Menteri: "Itu, Pak, untuk biaya 'pengganti' agar saya tidak perlu memikirkan biaya tak terduga lagi di proyek selanjutnya. Biaya pensiun dini, Pak!"
Anekdot di atas menyoroti bagaimana istilah-istilah 'biaya tak terduga' atau 'pengadaan' sering menjadi pintu masuk bagi penggelembungan dana. Sang menteri dengan santai menganggap uang negara sebagai modal pribadinya untuk 'kenyamanan masa depan'.
Anekdot Kedua: Kucing dan Proyek Mark-up
Seorang kepala dinas sedang meninjau laporan pengadaan barang kantor. Ia memanggil bawahannya, Budi, yang terlihat sangat bangga dengan laporannya.

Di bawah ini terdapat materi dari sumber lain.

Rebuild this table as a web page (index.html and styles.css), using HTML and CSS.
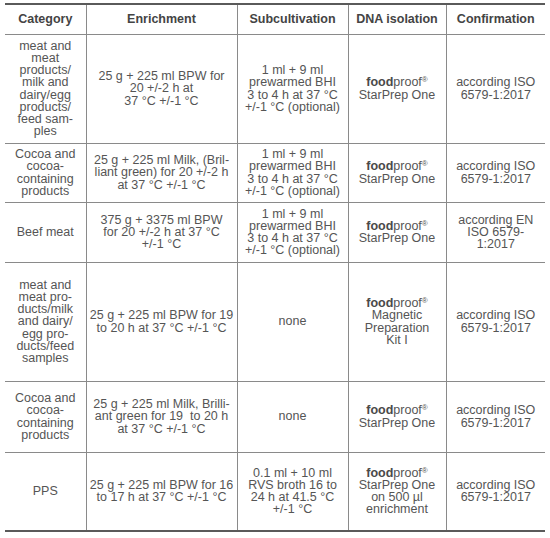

"Budi, saya lihat pengadaan kursi kantor ini harganya fantastis! Kursi standar dibeli seharga kursi raja?" tanya kepala dinas sambil menunjuk daftar harga.
Budi tersenyum licik. "Oh, itu bukan kursi biasa, Pak. Itu kursi ergonomis kelas premium. Bahkan kucing Pak Menteri pun nyaman duduk di atasnya."
Kepala dinas mengerutkan kening. "Memangnya kenapa kursi ini harus sesuai standar kenyamanan kucing Menteri?"
Budi berbisik, "Begini Pak, dari 100 kursi yang kita pesan, 10 di antaranya adalah 'kursi kucing'. Kursi kucing ini harganya lima kali lipat dari kursi manusia, karena mereka harus dilapisi bulu domba impor dari Selandia Baru agar tidak mengganggu tidur siang Kucing Kesayangan beliau."
Kepala dinas terdiam sebentar, lalu menghela napas. "Baiklah. Catat, Budi. Pastikan bulu domba itu anti-alergi. Kita tidak mau Menteri kita bersin-bersin hanya karena proyek mark-up kita."
Tawa Sebagai Pengingat
Teks anekdot tentang korupsi berfungsi ganda: sebagai penghibur dan sebagai kritik sosial yang tajam. Ketika kita tertawa melihat betapa konyolnya upaya menyembunyikan pencurian dana, kita sebenarnya sedang menegaskan bahwa kita tidak menerima standar moral yang rendah tersebut. Humor membuat isu korupsi lebih mudah dicerna oleh publik, terutama generasi muda yang mungkin apatis terhadap berita formal.
Meskipun ceritanya fiktif, akarnya sering kali berakar pada realitas yang kita saksikan sehari-hari. Jadi, mari kita terus tertawa, tetapi jangan lupa untuk selalu waspada. Karena di balik setiap cerita lucu tentang tikus berdasi, ada uang rakyat yang seharusnya membangun jembatan, bukan membiayai 'kursi kucing' mewah.
Semoga anekdot ini memberikan sedikit sudut pandang yang ringan namun tetap menusuk mengenai fenomena yang masih menghantui pembangunan negeri kita.